───── MATERIAL SUPPLIED ─────

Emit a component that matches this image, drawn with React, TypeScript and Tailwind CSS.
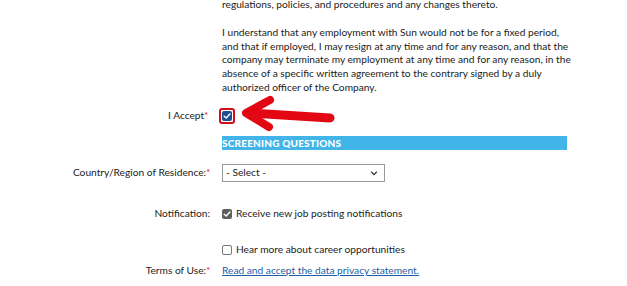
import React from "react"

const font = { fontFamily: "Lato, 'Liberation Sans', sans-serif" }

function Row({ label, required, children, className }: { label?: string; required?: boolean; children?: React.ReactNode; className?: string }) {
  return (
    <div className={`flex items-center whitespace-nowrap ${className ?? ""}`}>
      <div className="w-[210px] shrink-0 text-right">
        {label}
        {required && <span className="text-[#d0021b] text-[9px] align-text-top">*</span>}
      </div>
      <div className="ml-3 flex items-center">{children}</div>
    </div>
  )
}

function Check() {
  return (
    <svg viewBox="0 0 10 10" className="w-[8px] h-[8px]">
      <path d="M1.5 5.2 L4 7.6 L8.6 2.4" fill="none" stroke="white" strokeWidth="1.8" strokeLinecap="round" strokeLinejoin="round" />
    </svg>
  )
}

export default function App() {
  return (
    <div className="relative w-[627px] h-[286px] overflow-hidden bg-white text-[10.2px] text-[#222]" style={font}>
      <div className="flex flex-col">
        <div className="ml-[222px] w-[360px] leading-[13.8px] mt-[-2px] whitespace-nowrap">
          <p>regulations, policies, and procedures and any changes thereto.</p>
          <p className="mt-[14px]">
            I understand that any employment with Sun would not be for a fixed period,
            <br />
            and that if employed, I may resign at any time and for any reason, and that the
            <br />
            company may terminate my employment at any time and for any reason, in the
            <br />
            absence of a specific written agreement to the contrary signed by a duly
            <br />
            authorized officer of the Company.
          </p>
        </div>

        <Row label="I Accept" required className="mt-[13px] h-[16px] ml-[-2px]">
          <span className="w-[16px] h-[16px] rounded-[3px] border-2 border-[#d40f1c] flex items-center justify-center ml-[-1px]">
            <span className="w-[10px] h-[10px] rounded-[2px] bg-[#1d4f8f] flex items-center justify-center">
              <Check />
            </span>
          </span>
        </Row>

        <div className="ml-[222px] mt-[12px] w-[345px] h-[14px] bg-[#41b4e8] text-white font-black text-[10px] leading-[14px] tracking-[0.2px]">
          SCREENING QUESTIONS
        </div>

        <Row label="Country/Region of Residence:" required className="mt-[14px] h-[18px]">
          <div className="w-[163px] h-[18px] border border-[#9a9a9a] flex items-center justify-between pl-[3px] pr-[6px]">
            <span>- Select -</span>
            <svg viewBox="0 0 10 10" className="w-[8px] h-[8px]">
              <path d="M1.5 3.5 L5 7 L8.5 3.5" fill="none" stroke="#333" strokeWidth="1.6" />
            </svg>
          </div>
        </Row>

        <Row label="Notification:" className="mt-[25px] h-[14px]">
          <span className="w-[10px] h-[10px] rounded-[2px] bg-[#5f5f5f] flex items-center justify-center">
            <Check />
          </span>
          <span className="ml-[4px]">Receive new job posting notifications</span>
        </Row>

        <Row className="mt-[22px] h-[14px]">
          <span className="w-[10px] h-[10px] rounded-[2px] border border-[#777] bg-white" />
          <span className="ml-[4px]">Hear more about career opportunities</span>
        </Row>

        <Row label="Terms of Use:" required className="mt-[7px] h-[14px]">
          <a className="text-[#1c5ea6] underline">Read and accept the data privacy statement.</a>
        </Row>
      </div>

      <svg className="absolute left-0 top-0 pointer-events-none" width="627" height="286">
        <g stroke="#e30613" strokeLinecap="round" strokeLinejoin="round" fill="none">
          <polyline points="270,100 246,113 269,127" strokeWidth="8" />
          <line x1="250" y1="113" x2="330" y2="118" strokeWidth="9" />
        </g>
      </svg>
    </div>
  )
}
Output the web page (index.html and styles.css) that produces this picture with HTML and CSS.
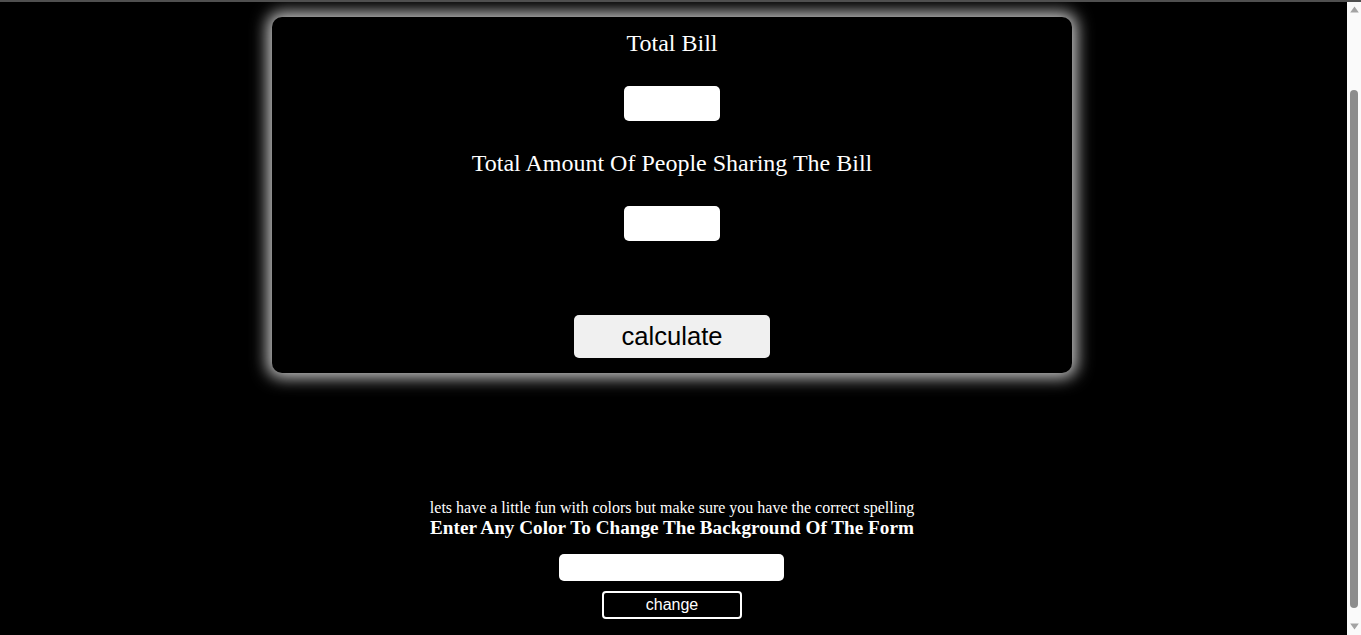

─────

TASK STATEMENT – Find "React". Copy every line it occurs in.

PROBLEM SOLUTION –
Emit a component that matches this image, drawn with React, TypeScript and Tailwind CSS.
import React from "react"
function Row({ label, required, children, className }: { label?: string; required?: boolean; children?: React.ReactNode; className?: string }) {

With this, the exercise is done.